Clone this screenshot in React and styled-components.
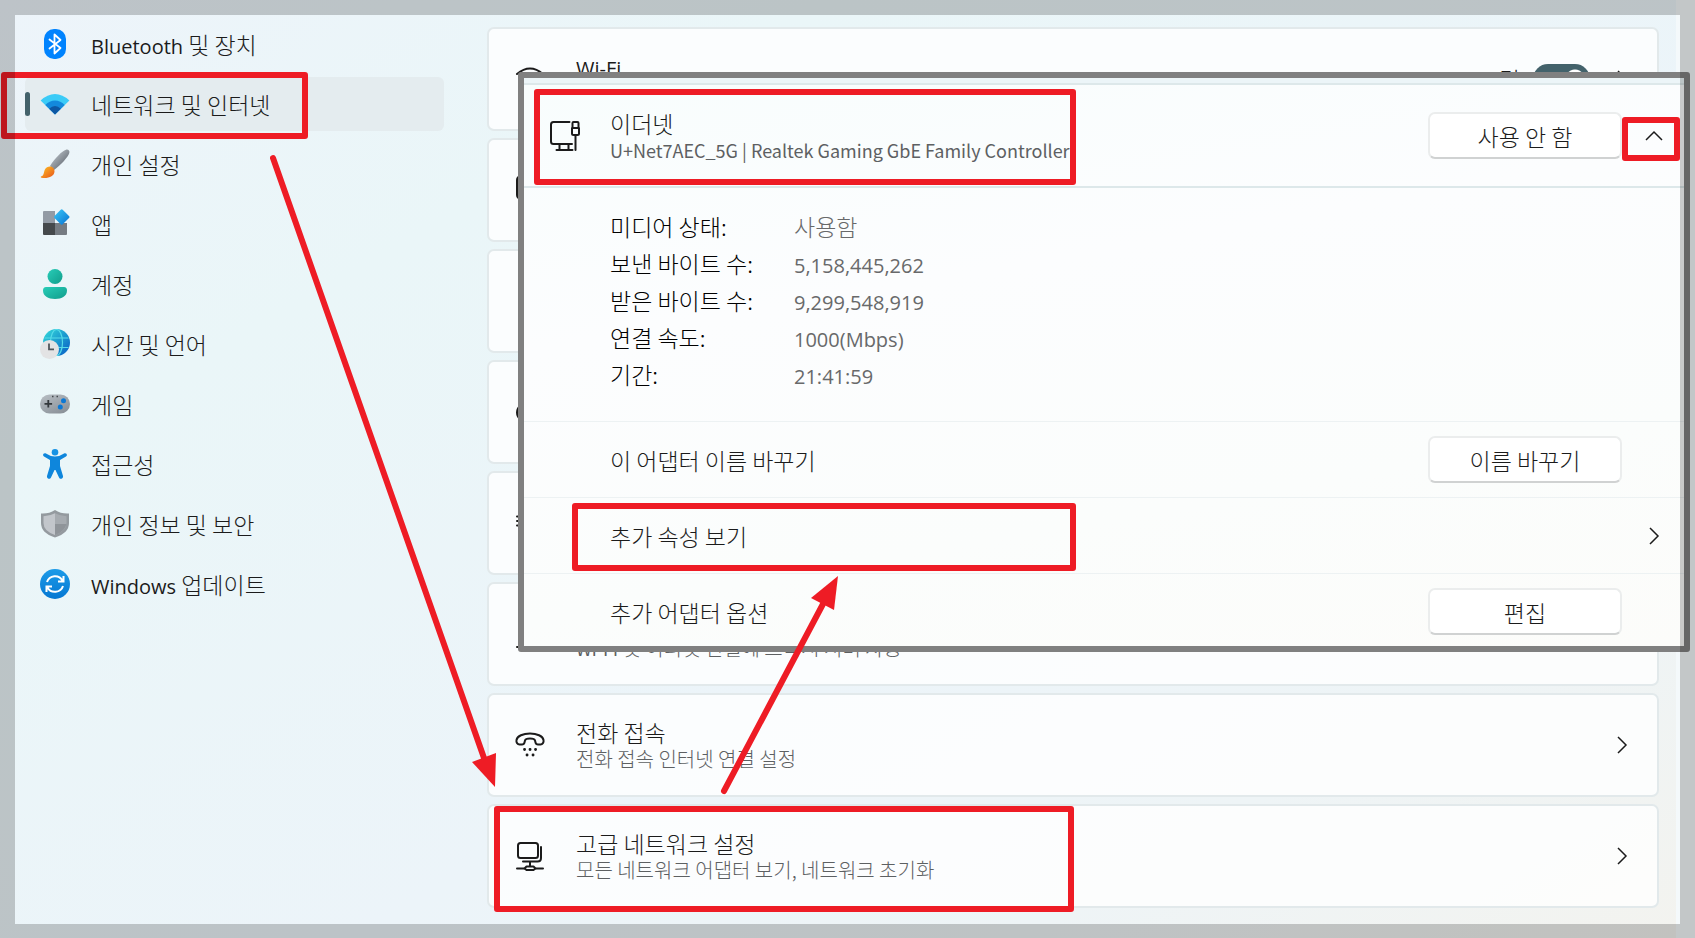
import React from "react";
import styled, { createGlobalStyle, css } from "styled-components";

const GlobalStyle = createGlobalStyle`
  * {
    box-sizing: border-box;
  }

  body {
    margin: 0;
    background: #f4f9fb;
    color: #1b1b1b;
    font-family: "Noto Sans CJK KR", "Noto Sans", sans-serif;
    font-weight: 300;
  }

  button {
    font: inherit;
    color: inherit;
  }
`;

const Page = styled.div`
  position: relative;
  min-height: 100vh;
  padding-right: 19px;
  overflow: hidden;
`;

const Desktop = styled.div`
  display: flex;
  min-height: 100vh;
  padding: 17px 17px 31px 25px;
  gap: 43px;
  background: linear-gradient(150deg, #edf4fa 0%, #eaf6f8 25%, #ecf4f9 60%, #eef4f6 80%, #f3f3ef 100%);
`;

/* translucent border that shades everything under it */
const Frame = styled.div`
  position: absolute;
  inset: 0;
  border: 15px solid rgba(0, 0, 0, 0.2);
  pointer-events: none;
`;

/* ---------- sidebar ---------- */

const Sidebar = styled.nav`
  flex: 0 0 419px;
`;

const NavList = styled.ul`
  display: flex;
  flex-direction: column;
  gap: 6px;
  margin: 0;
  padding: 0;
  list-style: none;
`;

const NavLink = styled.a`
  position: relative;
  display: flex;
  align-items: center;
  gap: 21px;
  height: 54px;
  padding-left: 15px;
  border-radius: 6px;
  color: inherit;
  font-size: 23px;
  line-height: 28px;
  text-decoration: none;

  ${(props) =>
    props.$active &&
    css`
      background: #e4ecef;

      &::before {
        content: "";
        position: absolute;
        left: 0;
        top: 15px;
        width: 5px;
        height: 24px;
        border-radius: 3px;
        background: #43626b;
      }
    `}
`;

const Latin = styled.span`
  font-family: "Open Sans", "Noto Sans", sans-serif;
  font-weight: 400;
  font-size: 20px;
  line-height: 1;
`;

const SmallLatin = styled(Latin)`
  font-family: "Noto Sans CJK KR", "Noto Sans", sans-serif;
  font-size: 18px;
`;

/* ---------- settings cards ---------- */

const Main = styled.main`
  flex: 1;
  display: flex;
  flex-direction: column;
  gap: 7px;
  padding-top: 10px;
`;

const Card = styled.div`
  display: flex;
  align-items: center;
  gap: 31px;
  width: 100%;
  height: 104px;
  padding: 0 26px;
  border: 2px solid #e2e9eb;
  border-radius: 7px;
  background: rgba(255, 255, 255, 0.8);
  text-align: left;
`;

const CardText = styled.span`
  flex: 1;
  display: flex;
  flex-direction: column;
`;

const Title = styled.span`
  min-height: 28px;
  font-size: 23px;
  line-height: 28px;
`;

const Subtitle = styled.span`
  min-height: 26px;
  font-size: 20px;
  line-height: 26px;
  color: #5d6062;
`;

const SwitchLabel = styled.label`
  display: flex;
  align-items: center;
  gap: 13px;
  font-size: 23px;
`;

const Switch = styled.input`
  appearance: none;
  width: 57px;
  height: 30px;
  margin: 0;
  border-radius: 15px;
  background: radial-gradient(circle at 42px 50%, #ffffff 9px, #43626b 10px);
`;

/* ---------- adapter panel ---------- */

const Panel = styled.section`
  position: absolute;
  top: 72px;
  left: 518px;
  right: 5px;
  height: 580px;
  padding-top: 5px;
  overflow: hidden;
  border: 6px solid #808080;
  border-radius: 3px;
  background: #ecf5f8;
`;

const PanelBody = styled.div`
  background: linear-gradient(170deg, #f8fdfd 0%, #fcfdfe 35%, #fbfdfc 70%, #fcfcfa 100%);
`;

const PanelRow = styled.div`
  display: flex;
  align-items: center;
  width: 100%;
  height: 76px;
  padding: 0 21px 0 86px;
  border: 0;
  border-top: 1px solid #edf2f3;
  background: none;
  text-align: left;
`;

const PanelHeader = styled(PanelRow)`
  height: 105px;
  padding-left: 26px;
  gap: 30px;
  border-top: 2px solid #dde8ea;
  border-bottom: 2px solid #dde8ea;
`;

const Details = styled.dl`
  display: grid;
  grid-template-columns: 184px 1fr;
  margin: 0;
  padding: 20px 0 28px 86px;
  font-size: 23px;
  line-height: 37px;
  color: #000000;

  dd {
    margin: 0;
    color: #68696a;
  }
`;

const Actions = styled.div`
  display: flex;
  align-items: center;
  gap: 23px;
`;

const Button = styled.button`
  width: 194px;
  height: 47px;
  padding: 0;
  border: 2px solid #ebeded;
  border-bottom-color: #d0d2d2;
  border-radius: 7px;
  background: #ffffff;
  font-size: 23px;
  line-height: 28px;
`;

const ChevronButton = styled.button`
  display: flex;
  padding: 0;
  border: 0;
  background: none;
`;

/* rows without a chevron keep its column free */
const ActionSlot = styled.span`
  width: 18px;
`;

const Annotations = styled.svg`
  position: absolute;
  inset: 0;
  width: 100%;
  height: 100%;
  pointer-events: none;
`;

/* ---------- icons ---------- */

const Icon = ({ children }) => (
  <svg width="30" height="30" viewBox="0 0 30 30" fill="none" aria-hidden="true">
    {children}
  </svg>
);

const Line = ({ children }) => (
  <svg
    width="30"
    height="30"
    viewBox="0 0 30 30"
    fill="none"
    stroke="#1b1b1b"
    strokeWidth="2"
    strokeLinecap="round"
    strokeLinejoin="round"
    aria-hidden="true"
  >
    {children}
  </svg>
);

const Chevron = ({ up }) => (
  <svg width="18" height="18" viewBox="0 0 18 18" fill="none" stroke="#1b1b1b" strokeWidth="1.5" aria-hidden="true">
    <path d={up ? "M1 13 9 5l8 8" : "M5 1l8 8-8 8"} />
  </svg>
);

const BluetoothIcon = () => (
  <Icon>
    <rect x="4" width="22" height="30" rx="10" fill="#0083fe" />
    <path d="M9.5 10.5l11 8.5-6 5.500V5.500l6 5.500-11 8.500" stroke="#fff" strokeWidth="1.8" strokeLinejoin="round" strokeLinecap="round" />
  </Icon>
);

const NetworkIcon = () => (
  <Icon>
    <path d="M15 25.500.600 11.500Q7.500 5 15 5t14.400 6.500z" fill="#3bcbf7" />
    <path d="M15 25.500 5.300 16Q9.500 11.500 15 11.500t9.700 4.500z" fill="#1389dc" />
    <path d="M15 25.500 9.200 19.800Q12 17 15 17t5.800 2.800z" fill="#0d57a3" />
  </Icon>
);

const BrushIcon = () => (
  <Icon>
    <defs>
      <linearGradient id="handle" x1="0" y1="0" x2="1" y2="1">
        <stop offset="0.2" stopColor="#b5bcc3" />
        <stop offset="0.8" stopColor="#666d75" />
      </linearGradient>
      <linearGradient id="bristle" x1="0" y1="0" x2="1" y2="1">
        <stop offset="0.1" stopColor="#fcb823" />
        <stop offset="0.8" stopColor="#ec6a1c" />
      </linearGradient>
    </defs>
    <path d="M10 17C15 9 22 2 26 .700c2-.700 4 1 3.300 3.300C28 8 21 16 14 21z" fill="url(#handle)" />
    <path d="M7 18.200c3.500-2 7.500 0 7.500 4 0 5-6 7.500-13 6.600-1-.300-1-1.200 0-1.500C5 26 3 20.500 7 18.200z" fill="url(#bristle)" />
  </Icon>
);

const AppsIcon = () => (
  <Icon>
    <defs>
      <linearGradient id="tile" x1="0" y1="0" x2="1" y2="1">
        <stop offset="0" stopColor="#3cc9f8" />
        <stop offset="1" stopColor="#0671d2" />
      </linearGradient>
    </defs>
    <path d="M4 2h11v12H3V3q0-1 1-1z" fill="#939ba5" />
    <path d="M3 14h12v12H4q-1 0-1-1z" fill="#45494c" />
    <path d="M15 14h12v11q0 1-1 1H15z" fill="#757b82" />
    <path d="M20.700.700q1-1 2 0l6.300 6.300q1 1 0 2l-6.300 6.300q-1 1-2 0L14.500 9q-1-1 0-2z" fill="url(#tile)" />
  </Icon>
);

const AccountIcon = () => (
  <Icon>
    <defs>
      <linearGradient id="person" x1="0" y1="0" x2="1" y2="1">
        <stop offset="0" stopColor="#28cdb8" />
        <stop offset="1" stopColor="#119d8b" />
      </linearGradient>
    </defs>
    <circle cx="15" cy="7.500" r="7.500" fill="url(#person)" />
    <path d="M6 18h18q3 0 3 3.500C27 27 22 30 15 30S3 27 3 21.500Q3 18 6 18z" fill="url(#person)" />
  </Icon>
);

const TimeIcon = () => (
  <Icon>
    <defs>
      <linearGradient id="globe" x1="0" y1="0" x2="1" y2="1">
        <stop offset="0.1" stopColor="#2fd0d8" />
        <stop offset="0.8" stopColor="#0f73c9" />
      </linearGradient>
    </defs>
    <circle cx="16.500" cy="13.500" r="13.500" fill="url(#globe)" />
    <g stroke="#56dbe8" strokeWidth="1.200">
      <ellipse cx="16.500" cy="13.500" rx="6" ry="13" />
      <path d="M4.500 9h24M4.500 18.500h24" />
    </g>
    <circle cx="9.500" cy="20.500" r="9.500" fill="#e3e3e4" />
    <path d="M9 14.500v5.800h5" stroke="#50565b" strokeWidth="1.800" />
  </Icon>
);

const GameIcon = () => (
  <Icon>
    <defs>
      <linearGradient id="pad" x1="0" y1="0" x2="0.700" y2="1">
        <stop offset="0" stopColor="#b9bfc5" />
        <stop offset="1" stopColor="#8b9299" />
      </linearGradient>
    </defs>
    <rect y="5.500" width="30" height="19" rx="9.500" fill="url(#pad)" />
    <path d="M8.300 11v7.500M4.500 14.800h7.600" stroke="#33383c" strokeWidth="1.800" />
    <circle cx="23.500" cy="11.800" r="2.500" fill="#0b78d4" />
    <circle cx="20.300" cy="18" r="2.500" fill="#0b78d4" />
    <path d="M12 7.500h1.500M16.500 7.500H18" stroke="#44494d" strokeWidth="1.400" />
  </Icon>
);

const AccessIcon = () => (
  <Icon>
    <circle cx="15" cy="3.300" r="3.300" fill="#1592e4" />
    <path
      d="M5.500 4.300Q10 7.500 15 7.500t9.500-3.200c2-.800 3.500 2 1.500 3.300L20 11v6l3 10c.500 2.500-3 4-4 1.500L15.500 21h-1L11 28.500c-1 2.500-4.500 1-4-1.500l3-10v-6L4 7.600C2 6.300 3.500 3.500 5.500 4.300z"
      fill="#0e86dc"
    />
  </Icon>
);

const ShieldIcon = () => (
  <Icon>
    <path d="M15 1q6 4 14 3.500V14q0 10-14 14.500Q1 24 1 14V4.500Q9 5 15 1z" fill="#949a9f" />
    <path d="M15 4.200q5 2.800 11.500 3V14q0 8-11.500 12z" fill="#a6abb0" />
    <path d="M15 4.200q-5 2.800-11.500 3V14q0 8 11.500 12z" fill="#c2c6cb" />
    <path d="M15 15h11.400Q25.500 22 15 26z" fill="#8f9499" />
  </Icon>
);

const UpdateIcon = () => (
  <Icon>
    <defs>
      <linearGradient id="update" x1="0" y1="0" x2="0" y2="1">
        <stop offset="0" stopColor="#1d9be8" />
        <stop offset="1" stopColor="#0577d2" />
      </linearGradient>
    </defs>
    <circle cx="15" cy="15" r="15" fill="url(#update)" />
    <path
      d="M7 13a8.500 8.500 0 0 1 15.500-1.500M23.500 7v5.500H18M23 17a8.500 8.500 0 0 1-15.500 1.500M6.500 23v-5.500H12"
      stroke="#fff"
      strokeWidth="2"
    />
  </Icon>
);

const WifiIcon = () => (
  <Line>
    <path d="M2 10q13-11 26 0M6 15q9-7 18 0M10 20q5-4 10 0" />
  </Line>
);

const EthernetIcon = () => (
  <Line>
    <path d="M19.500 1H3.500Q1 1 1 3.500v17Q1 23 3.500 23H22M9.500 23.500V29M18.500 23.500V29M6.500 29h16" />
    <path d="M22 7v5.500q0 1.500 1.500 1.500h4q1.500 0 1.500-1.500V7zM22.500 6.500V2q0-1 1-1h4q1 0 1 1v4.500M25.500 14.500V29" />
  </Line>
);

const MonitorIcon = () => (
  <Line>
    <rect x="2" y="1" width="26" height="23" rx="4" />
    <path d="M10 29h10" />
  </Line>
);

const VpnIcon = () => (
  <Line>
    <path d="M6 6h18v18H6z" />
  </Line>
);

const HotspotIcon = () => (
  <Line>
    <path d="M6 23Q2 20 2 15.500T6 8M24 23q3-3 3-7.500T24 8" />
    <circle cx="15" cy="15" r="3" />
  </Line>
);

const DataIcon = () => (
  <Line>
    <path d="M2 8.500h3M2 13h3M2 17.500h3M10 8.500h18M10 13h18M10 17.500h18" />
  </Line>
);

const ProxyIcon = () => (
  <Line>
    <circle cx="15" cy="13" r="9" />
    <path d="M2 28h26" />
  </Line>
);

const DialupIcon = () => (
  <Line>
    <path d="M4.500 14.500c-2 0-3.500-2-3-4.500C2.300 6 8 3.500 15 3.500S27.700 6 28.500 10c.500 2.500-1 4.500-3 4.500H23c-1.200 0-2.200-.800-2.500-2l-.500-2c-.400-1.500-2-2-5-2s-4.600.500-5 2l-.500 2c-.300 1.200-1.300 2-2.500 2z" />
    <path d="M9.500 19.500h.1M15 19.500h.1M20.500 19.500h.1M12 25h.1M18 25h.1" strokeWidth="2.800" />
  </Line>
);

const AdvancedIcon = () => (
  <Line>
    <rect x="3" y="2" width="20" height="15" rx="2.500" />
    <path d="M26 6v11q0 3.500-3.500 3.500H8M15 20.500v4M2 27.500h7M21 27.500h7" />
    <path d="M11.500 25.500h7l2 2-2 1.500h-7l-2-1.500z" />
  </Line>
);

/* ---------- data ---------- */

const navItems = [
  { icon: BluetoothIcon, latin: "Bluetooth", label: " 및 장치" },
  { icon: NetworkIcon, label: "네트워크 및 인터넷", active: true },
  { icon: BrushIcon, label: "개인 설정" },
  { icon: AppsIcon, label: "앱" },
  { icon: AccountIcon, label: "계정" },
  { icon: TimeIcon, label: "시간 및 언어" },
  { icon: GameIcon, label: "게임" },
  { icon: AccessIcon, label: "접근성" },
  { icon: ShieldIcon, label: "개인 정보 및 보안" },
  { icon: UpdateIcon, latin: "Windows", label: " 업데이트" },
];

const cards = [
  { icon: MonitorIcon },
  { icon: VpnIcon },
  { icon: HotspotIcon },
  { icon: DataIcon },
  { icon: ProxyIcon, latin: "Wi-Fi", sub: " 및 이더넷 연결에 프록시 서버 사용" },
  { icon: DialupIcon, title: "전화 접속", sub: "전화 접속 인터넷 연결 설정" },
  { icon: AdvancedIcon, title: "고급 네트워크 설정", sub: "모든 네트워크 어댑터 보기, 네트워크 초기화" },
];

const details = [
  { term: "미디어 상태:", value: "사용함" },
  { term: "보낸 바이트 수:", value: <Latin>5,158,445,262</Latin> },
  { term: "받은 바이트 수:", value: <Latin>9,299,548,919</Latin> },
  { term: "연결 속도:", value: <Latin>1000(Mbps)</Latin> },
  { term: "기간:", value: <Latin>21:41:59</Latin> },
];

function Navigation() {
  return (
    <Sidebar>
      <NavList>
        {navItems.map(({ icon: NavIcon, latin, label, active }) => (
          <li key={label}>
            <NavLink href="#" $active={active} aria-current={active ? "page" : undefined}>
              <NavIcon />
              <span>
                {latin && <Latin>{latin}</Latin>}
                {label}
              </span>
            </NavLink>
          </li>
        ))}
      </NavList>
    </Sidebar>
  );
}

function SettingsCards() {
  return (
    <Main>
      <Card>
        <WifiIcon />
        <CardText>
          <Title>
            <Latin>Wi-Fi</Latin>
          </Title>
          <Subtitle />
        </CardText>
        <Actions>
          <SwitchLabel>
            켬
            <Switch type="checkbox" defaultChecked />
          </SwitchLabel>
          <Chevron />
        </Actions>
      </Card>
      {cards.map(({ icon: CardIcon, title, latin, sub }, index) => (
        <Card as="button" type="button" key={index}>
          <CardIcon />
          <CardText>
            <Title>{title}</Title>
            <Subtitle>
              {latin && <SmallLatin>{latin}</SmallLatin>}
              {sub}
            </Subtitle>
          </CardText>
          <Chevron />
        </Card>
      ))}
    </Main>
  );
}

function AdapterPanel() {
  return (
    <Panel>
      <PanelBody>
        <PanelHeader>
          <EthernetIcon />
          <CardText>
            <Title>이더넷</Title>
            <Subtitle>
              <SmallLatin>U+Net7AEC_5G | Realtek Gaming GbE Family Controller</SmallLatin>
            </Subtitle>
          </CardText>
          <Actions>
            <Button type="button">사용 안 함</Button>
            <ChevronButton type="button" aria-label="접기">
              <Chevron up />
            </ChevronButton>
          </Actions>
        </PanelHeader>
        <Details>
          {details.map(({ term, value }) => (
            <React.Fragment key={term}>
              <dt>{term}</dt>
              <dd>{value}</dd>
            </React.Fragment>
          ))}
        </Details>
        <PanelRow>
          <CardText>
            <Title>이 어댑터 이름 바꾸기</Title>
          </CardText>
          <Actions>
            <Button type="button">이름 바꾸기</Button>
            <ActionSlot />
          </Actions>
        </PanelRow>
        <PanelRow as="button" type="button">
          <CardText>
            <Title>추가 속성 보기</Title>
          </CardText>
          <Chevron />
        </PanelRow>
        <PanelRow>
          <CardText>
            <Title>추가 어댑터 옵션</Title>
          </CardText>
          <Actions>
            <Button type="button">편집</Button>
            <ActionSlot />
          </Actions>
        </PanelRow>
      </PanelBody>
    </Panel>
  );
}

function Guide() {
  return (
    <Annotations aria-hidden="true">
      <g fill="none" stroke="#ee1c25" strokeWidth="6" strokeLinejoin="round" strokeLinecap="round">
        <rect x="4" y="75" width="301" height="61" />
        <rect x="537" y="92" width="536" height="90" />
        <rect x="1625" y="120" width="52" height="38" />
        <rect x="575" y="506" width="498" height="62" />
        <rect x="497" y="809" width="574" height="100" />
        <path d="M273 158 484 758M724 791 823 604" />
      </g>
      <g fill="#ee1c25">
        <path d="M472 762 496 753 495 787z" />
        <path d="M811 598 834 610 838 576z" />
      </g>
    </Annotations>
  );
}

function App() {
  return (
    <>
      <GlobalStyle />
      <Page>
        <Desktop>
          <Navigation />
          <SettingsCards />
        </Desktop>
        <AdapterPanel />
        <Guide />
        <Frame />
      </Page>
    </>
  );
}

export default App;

===============

* [WHAT THE TASK REQUIRES] What is the number of lines in the data holding the word "components"? Reply with that number only.

* [THE OUTPUT] 2